In Abgrenzung von einer Formulierung des paganen Rhetoren Libanios stellt Gnilka im Kapitel H »Gebrauchen und richtig gebrauchen« (166–169) dar, dass Chrêsis nicht »Gebrauch« im Sinne einer bloßen Nutzung meine, sondern stets »die schöpferische, gestaltende Kraft, die sich aus dem missionarischen Wesen der Religion herleitet« (167), im Hintergrund stehen müsse.

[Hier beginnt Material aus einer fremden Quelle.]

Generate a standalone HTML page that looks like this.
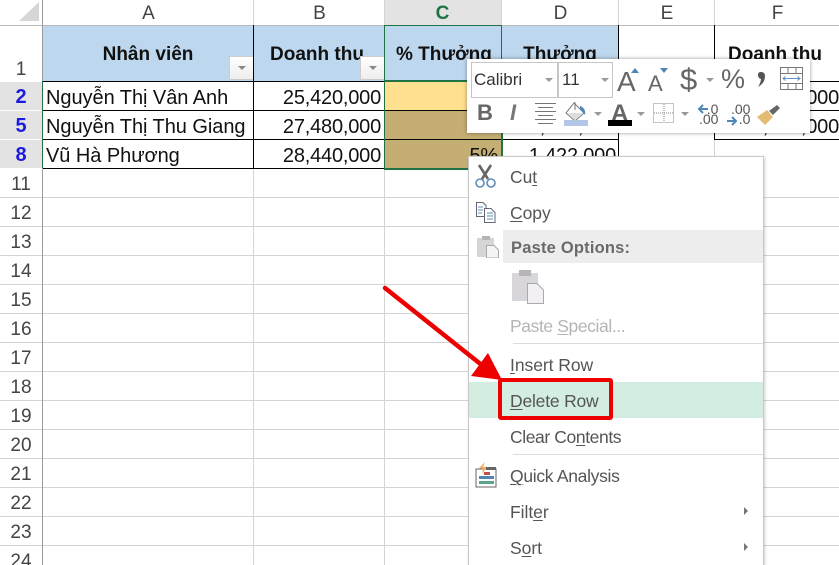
<!DOCTYPE html>
<html><head><meta charset="utf-8">
<style>
html,body{margin:0;padding:0;background:#fff}
#p{position:relative;width:839px;height:565px;overflow:hidden;background:#fff;font-family:"Liberation Sans",sans-serif;color:#000}
.a{position:absolute}
.t{position:absolute;white-space:nowrap;line-height:1}
.hl{position:absolute;left:0;width:839px;height:1px;background:#d4d4d4}
.vl{position:absolute;top:25px;width:1px;height:540px;background:#d4d4d4}
.bk{position:absolute;background:#000}
.col{position:absolute;top:4px;height:20px;font-size:19px;color:#444;text-align:center;line-height:20px}
.row{position:absolute;left:0;width:42px;text-align:center;font-size:19px;color:#444;line-height:20px;height:20px}
.rs{position:absolute;left:0;width:42px;height:28px;background:#e3e3e3;text-align:center;font-size:20px;font-weight:bold;color:#1a1ae0;line-height:30px}
.c{position:absolute;font-size:20px;line-height:20px;white-space:nowrap;color:#111;letter-spacing:-.05px}
.n{position:absolute;font-size:20px;line-height:20px;white-space:nowrap;color:#111;text-align:right;letter-spacing:-.2px}
.h{position:absolute;font-size:19px;font-weight:bold;line-height:20px;white-space:nowrap;color:#111;text-align:center}
.m{position:absolute;left:510px;font-size:17.5px;line-height:20px;white-space:nowrap;color:#555;letter-spacing:-.05px}
.m u{text-underline-offset:2px;text-decoration-thickness:1px}
.fb{position:absolute;background:linear-gradient(#fff,#eeeeee);border:1px solid #ccc;box-sizing:border-box}
.fb:after{content:"";position:absolute;left:8px;top:9px;border:4px solid transparent;border-top:4px solid #888;border-bottom:0}
.dd{position:absolute;border:4px solid transparent;border-top:4px solid #999;border-bottom:0;width:0;height:0}
</style></head>
<body><div id="p">

<!-- header bar -->
<div class="a" style="left:0;top:0;width:839px;height:25px;background:#fff"></div>
<div class="a" style="left:384px;top:0;width:117px;height:25px;background:#e3e3e3"></div>
<svg class="a" style="left:0;top:0" width="42" height="25"><polygon points="19,21 39,21 39,2" fill="#d6d6d6"/></svg>
<div class="col" style="left:43px;width:211px">A</div>
<div class="col" style="left:254px;width:131px">B</div>
<div class="col" style="left:384px;width:117px;font-weight:bold;color:#217346">C</div>
<div class="col" style="left:502px;width:117px">D</div>
<div class="col" style="left:619px;width:96px">E</div>
<div class="col" style="left:715px;width:125px">F</div>

<!-- grid lines -->
<div class="hl" style="top:25px;background:#bbb"></div>
<div class="hl" style="top:197px"></div><div class="hl" style="top:226px"></div><div class="hl" style="top:255px"></div><div class="hl" style="top:284px"></div><div class="hl" style="top:313px"></div><div class="hl" style="top:342px"></div><div class="hl" style="top:371px"></div><div class="hl" style="top:400px"></div><div class="hl" style="top:429px"></div><div class="hl" style="top:458px"></div><div class="hl" style="top:487px"></div><div class="hl" style="top:516px"></div><div class="hl" style="top:545px"></div>
<div class="vl" style="left:253px;top:0;height:565px"></div>
<div class="vl" style="left:384px;top:0;height:565px"></div>
<div class="vl" style="left:501px;top:0;height:565px"></div>
<div class="vl" style="left:618px;top:0;height:565px"></div>
<div class="vl" style="left:714px;top:0;height:565px"></div>
<div class="a" style="left:42px;top:0;width:1px;height:565px;background:#9a9a9a"></div>

<!-- row headers -->
<div class="row" style="top:60px">1</div>
<div class="rs" style="top:82px;line-height:31px">2</div>
<div class="rs" style="top:111px;line-height:31px">5</div>
<div class="rs" style="top:140px;line-height:31px">8</div>
<div class="row" style="top:175px">11</div><div class="row" style="top:204px">12</div><div class="row" style="top:233px">13</div><div class="row" style="top:262px">14</div><div class="row" style="top:291px">15</div><div class="row" style="top:320px">16</div><div class="row" style="top:349px">17</div><div class="row" style="top:378px">18</div><div class="row" style="top:407px">19</div><div class="row" style="top:436px">20</div><div class="row" style="top:465px">21</div><div class="row" style="top:494px">22</div><div class="row" style="top:523px">23</div><div class="row" style="top:552px">24</div>

<!-- table header fill -->
<div class="a" style="left:43px;top:26px;width:458px;height:55px;background:#bdd7ee"></div>
<div class="a" style="left:501px;top:26px;width:117px;height:55px;background:#bdd7ee"></div>
<div class="h" style="left:43px;width:210px;top:45px">Nhân viên</div>
<div class="h" style="left:254px;width:130px;top:45px;text-align:left;text-indent:16px">Doanh thu</div>
<div class="h" style="left:385px;width:116px;top:45px;text-align:left;text-indent:11px">% Thưởng</div>
<div class="h" style="left:502px;width:116px;top:45px">Thưởng</div>
<div class="h" style="left:715px;width:124px;top:45px;text-align:left;text-indent:13px">Doanh thu</div>
<div class="fb" style="left:229px;top:56px;width:25px;height:24px"></div>
<div class="fb" style="left:360px;top:56px;width:25px;height:24px"></div>

<!-- C cells -->
<div class="a" style="left:385px;top:81px;width:116px;height:29px;background:#ffe08f"></div>
<div class="a" style="left:385px;top:110px;width:116px;height:58px;background:#c4ae73"></div>

<!-- black lines -->
<div class="bk" style="left:43px;top:81px;width:575px;height:1px"></div>
<div class="bk" style="left:43px;top:110px;width:575px;height:1px"></div>
<div class="bk" style="left:43px;top:139px;width:575px;height:1px"></div>
<div class="bk" style="left:43px;top:168px;width:575px;height:1px"></div>
<div class="bk" style="left:253px;top:25px;width:1px;height:143px"></div>
<div class="bk" style="left:501px;top:25px;width:1px;height:143px"></div>
<div class="bk" style="left:618px;top:25px;width:1px;height:143px"></div>
<div class="bk" style="left:714px;top:25px;width:1px;height:114px"></div>
<div class="bk" style="left:714px;top:81px;width:125px;height:1px"></div>
<div class="bk" style="left:714px;top:110px;width:125px;height:1px"></div>
<div class="bk" style="left:714px;top:139px;width:125px;height:1px"></div>

<!-- green selection -->
<div class="a" style="left:384px;top:25px;width:118px;height:1px;background:#217346"></div>
<div class="a" style="left:384px;top:25px;width:1px;height:145px;background:#217346"></div>
<div class="a" style="left:501px;top:25px;width:1px;height:56px;background:#217346"></div>
<div class="a" style="left:384px;top:80px;width:118px;height:2px;background:#217346"></div>
<div class="a" style="left:384px;top:168px;width:118px;height:2px;background:#217346"></div>
<div class="a" style="left:501px;top:80px;width:2px;height:90px;background:#217346"></div>
<div class="a" style="left:42px;top:81px;width:1px;height:87px;background:#217346"></div>

<!-- data -->
<div class="c" style="left:46px;top:88px">Nguyễn Thị Vân Anh</div>
<div class="c" style="left:46px;top:117px">Nguyễn Thị Thu Giang</div>
<div class="c" style="left:46px;top:146px">Vũ Hà Phương</div>
<div class="n" style="right:458px;top:88px">25,420,000</div>
<div class="n" style="right:458px;top:117px">27,480,000</div>
<div class="n" style="right:458px;top:146px">28,440,000</div>
<div class="n" style="right:341px;top:146px">5%</div>
<div class="n" style="right:223px;top:146px">1,422,000</div>
<div class="n" style="right:223px;top:117px">1,374,000</div>
<div class="n" style="right:0;top:88px">25,420,000</div>
<div class="n" style="right:0;top:117px">27,480,000</div>

<!-- mini toolbar -->
<div class="a" style="left:467px;top:59px;width:343px;height:74px;background:#fff;box-shadow:0 0 4px rgba(0,0,0,.4)"></div>
<div class="a" style="left:471px;top:62px;width:87px;height:36px;border:1px solid #c6c6c6;box-sizing:border-box"></div>
<div class="a" style="left:558px;top:62px;width:55px;height:36px;border:1px solid #c6c6c6;box-sizing:border-box"></div>
<div class="t" style="left:474px;top:71px;font-size:17px;color:#333">Calibri</div>
<div class="t" style="left:562px;top:71px;font-size:17px;color:#333">11</div>
<div class="dd" style="left:545px;top:78px"></div>
<div class="dd" style="left:601px;top:78px"></div>
<div class="t" style="left:617px;top:68px;font-size:28px;color:#666">A</div>
<svg class="a" style="left:631px;top:68px" width="8" height="6"><polygon points="0,5 4,0 8,5" fill="#4f86b5"/></svg>
<div class="t" style="left:648px;top:73px;font-size:22px;color:#666">A</div>
<svg class="a" style="left:660px;top:68px" width="8" height="6"><polygon points="0,0 4,5 8,0" fill="#4f86b5"/></svg>
<div class="t" style="left:680px;top:64px;font-size:31px;color:#666">$</div>
<div class="dd" style="left:706px;top:78px"></div>
<div class="t" style="left:721px;top:66px;font-size:27px;color:#666;letter-spacing:-2px">%</div>
<svg class="a" style="left:756px;top:72px" width="11" height="16"><path d="M2 2.500Q2 0 5 0Q9 0 9 4Q9 11 2 15Q5 10 5 7Q2 6.500 2 2.500Z" fill="#555"/></svg>
<svg class="a" style="left:780px;top:67px" width="25" height="25" fill="none" stroke="#777">
<rect x=".5" y=".5" width="22" height="22"/><path d="M1 6.500H22M1 16.500H22M8 1V6M16 1V6M8 17V22M16 17V22"/>
<path d="M3 11.500H20M5.500 9.500L3 11.500L5.500 13.500M17.500 9.500L20 11.500L17.500 13.500" stroke="#5b93c4"/></svg>
<div class="t" style="left:477px;top:102px;font-size:22px;font-weight:bold;color:#666">B</div>
<div class="t" style="left:510px;top:102px;font-size:22px;font-weight:bold;font-style:italic;color:#777">I</div>
<svg class="a" style="left:535px;top:102px" width="22" height="23" stroke="#777"><path d="M0 1.500H21M3 5.500H18M0 9.500H21M3 13.500H18M0 17.500H21M3 21.500H18"/></svg>
<svg class="a" style="left:563px;top:101px" width="26" height="26">
<path d="M11 2L21 12L12 20L3 12Z" fill="#fff" stroke="#777"/><path d="M5 12H19L12 19Z" fill="#ddd"/><path d="M12 1V9" stroke="#777"/><path d="M17 5Q23 7 22 14Q19 10 17 8Z" fill="#4f86b5"/>
<rect x="1" y="19" width="24" height="6" fill="#b4c6e7"/></svg>
<div class="dd" style="left:594px;top:112px"></div>
<div class="t" style="left:611px;top:102px;font-size:24px;color:#666;font-weight:bold">A</div>
<div class="a" style="left:608px;top:120px;width:24px;height:6px;background:#000"></div>
<div class="dd" style="left:637px;top:112px"></div>
<svg class="a" style="left:653px;top:103px" width="22" height="21" fill="none" stroke="#888" stroke-dasharray="1 1"><rect x=".5" y=".5" width="20" height="19"/><path d="M11 1V20M1 10H20"/></svg>
<div class="dd" style="left:681px;top:112px"></div>
<div class="t" style="left:699px;top:102px;font-size:14px;color:#555">&nbsp;&nbsp;.0</div>
<div class="t" style="left:699px;top:112px;font-size:14px;color:#555">.00</div>
<div class="t" style="left:731px;top:102px;font-size:14px;color:#555">.00</div>
<div class="t" style="left:731px;top:112px;font-size:14px;color:#555">&nbsp;&nbsp;.0</div>
<svg class="a" style="left:697px;top:104px" width="12" height="10" fill="none" stroke="#4f86b5" stroke-width="2"><path d="M11 5H2M6 1L2 5L6 9"/></svg>
<svg class="a" style="left:726px;top:116px" width="12" height="10" fill="none" stroke="#4f86b5" stroke-width="2"><path d="M1 5H10M6 1L10 5L6 9"/></svg>
<svg class="a" style="left:756px;top:103px" width="25" height="23"><path d="M1 14L11 7L17 14L9 22Q5 18 1 14Z" fill="#e4bb72"/><path d="M13 8L21 2L24 5L17 12Z" fill="#666"/></svg>

<!-- context menu -->
<div class="a" style="left:468px;top:156px;width:296px;height:420px;background:#fff;border:1px solid #c8c8c8;box-sizing:border-box;box-shadow:1px 1px 3px rgba(0,0,0,.18)"></div>
<div class="a" style="left:503px;top:230px;width:260px;height:33px;background:#ededed"></div>
<div class="a" style="left:469px;top:382px;width:294px;height:36px;background:#d3ede0"></div>
<div class="a" style="left:513px;top:343px;width:250px;height:1px;background:#dcdcdc"></div>
<div class="a" style="left:513px;top:454px;width:250px;height:1px;background:#dcdcdc"></div>

<div class="m" style="top:167px"><span>Cu</span><u>t</u></div>
<div class="m" style="top:203px"><u>C</u>opy</div>
<div class="m" style="top:238px;left:511px;font-weight:bold;color:#6a6a6a;font-size:16.500px;letter-spacing:.2px">Paste Options:</div>
<div class="m" style="top:316px;color:#b5b5b5;letter-spacing:-.4px">Paste <u>S</u>pecial...</div>
<div class="m" style="top:355px"><u>I</u>nsert Row</div>
<div class="m" style="top:391px;letter-spacing:-.2px"><u>D</u>elete Row</div>
<div class="m" style="top:427px;letter-spacing:-.4px">Clear Co<u>n</u>tents</div>
<div class="m" style="top:466px;letter-spacing:-.3px"><u>Q</u>uick Analysis</div>
<div class="m" style="top:502px">Filt<u>e</u>r</div>
<div class="m" style="top:538px">S<u>o</u>rt</div>
<svg class="a" style="left:743px;top:506px" width="6" height="10"><polygon points="1,1 5,5 1,9" fill="#777"/></svg>
<svg class="a" style="left:743px;top:542px" width="6" height="10"><polygon points="1,1 5,5 1,9" fill="#777"/></svg>

<!-- menu icons -->
<svg class="a" style="left:474px;top:164px" width="22" height="24" fill="none"><path d="M5 1L14 15M17 1L8 15" stroke="#666" stroke-width="2.600"/><circle cx="6" cy="19" r="4" stroke="#5b8db8" stroke-width="1.600"/><circle cx="17" cy="19" r="4" stroke="#5b8db8" stroke-width="1.600"/></svg>
<svg class="a" style="left:475px;top:201px" width="22" height="22" fill="#fff" stroke="#667"><path d="M1.500 1.500H8L11 4.500V15.500H1.500Z"/><path d="M3 6H8M3 9H8M3 12H7" stroke="#5b8db8"/><path d="M9.500 7.500H16L20 11.500V21.500H9.500Z"/><path d="M12 12H18M12 15H18M12 18H18" stroke="#5b8db8"/></svg>
<svg class="a" style="left:476px;top:234px" width="24" height="24"><rect x="1" y="4" width="17" height="19" fill="#d6d6d6"/><rect x="6" y="2" width="8" height="4" fill="#b5b5b5"/><path d="M10.500 11.500H18L22.500 16V24H10.500Z" fill="#f4f4f4" stroke="#aaa"/></svg>
<svg class="a" style="left:511px;top:268px" width="34" height="36"><rect x="1" y="5" width="26" height="28" fill="#d8d6da"/><rect x="8" y="2" width="12" height="6" fill="#b5b5b5"/><path d="M16.500 15.500H26L32.500 22V35.500H16.500Z" fill="#f2f0f4" stroke="#aaa"/></svg>
<svg class="a" style="left:474px;top:462px" width="24" height="26"><rect x="2" y="7" width="20" height="18" fill="#fff" stroke="#666"/><path d="M5 6L11 0L9 5H13L8 12L9 7Z" fill="#efb05c"/><rect x="12" y="5" width="10" height="3" fill="#666"/><rect x="10" y="10" width="6" height="3" fill="#c0504d"/><rect x="5" y="14" width="15" height="3" fill="#4f86b5"/><rect x="5" y="19" width="15" height="3" fill="#5ba58a"/></svg>

<!-- annotations -->
<svg class="a" style="left:0;top:0" width="839" height="565">
<path d="M385 288L488 370" stroke="#ee0000" stroke-width="4.500" stroke-linecap="round"/>
<polygon points="488,353 471,376 502,380" fill="#ee0000"/>
</svg>
<div class="a" style="left:498px;top:378px;width:115px;height:42px;border:4px solid #ee0000;box-sizing:border-box;border-radius:3px"></div>
</div></body></html>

In seinem »Rückblick« zu Kapitel G »Mißachtung der Chrêsis: die Folgen« (139–165) leitet G. nicht nur die Fähigkeit zur Chrêsis von Clemens Alexandrinus, Origenes und anderen ab, die er im Verlauf seiner Untersuchung zitiert, sondern auch die »entschiedene Abkehr vom Synkretismus« (163). Zwar bezieht der Autor diese und ähnliche Ausführungen vorrangig auf die Zeugnisse der Kirchengeschichte in ihrer Zeit, aber er schließt die Arbeit auch mit einem problematischen Ausblick ab: Gnilka zitiert Kardinal John Henry Newman: »In der Fülle der Zeit waren Judentum und Heidentum zunichte geworden. Das äußere Fachwerk, das die lebendige Wahrheit in sich barg und zugleich mitteilte, war nie zur Fortdauer bestimmt […]« (164). Von dieser Aussage grenzt er sich nicht ab, sondern resümiert: »Man wird diesen Eindruck nicht unwahr nennen dürfen […]« (ebd.).

Im Anhang, der auch ein reichhaltiges und nützliches Stellen-, Sach- und Personenregister aufweist, finden sich noch weitere Textstellen aus frühchristlicher Zeit, die nicht inhaltlich ausgewertet werden, da dies partiell schon im Haupttext erfolgt sei (172). Teilweise handelt es sich aber auch um zusätzliches Material, das sowohl in seiner Originalsprache als auch in Übersetzung abgedruckt wird und inhaltlich insbesondere die Thematik des Altersbeweises berührt.

Resümierend lässt sich über die beiden Bände sagen, dass sie das Bild der Umformung von der paganen zur christlichen Kultur durch eine philologisch versierte Untersuchung schärfen. Die daraus gezogenen Schlüsse in Bezug auf den Wahrheitsanspruch des Christentums, die an vielen Stellen nicht zweifelsfrei auf die Vergangenheit zu beziehen sind, sondern von einer exklusivistischen Perspektive des Autors zeugen, erscheinen auch vor dem Hintergrund eines Missionsgedankens aus heutiger Sicht problematisch.